Sondern sie lautet: Was bedeutet es, dass die Bibel so ist, wie sie ist?
Wie gehen wir damit um, dass etwas zu Alten gesagt ist, und dass wir heute eine neue Interpretation versuchen?
Wie gehen wir damit um, dass wir uns immer wieder zwischen unterschiedlichen Sachverhalten entscheiden müssen?
An dieser Stelle halte ich Bultmann immer noch für unverzichtbar, der auf diese Entscheidungssituation aufmerksam gemacht hat.
Wir finden in der Bibel eine fast unerträgliche Exklusivität, die alles, was nicht der frommen Norm entspricht, ausgrenzt und zum Gräuel erklärt. Und wir finden in der Bibel eine grandiose Inklusivität, in der wir aufgefordert werden, die Grenzen dieser Gräuel zu überschreiten und die Feinde zu lieben.

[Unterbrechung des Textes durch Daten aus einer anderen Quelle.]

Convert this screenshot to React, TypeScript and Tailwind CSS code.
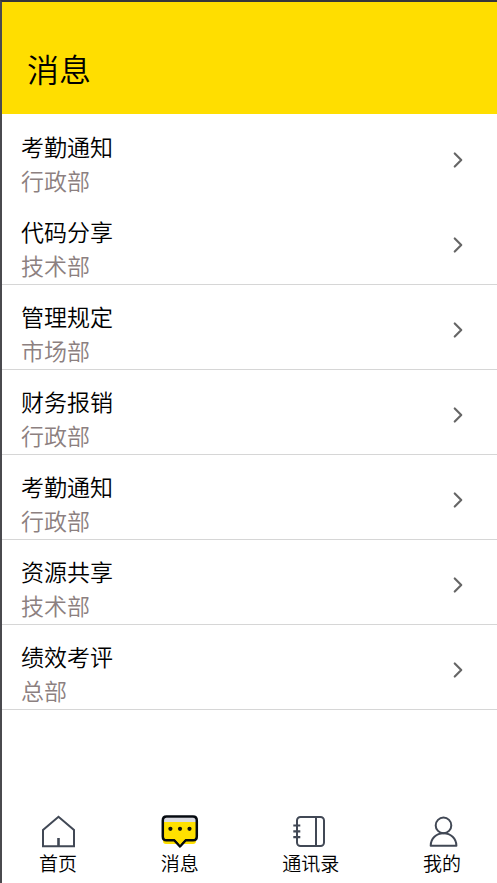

Inwiefern ist dann die Bibel für uns „normativ“?
Dass wir jeden einzelnen Satz Wort für Wort umsetzen, wie es etwa Olaf Latzel mit seiner unsäglichen Gideon-Predigt meinte tun zu müssen (und dann faktisch doch gegen seine Behauptung eben nicht umsetzte, sondern mehrfach abschwächte)?
Oder indem wir uns auf diese Bibel einlassen, unsere Religiosität hinterfragen lassen, und dann eigene Entscheidungen treffen, die von Glaube und Hoffnung geprägt sind, am meisten aber von der Liebe?
Meiner Meinung nach ruft uns die Bibel in der Form, wie wir sie haben, immer wieder auf, eigene Entscheidungen zu treffen;
damit zu rechnen, dass diese Entscheidungen falsch sind;
damit zu rechnen, dass auch andere Meinungen legitim sind;
und dennoch eine eigene Position zu finden;
für die wir uns vor Gott verantworten müssen;
der uns einmal die Folgen und die Opfer unserer Entscheidungen aufzeigen wird.
Da gäbe es viel zu sagen. Da gibt es in der Bibel viel zu entdecken.
Das ist unsere Aufgabe. Aber es ist nicht die Aufgabe, Kriterien zur Bewertung der Bibel zu entwickeln. Sondern es erscheint mir als Aufgabe, die Kriterien zu finden, die die Bibel an uns stellt. Da ist genügend zu tun.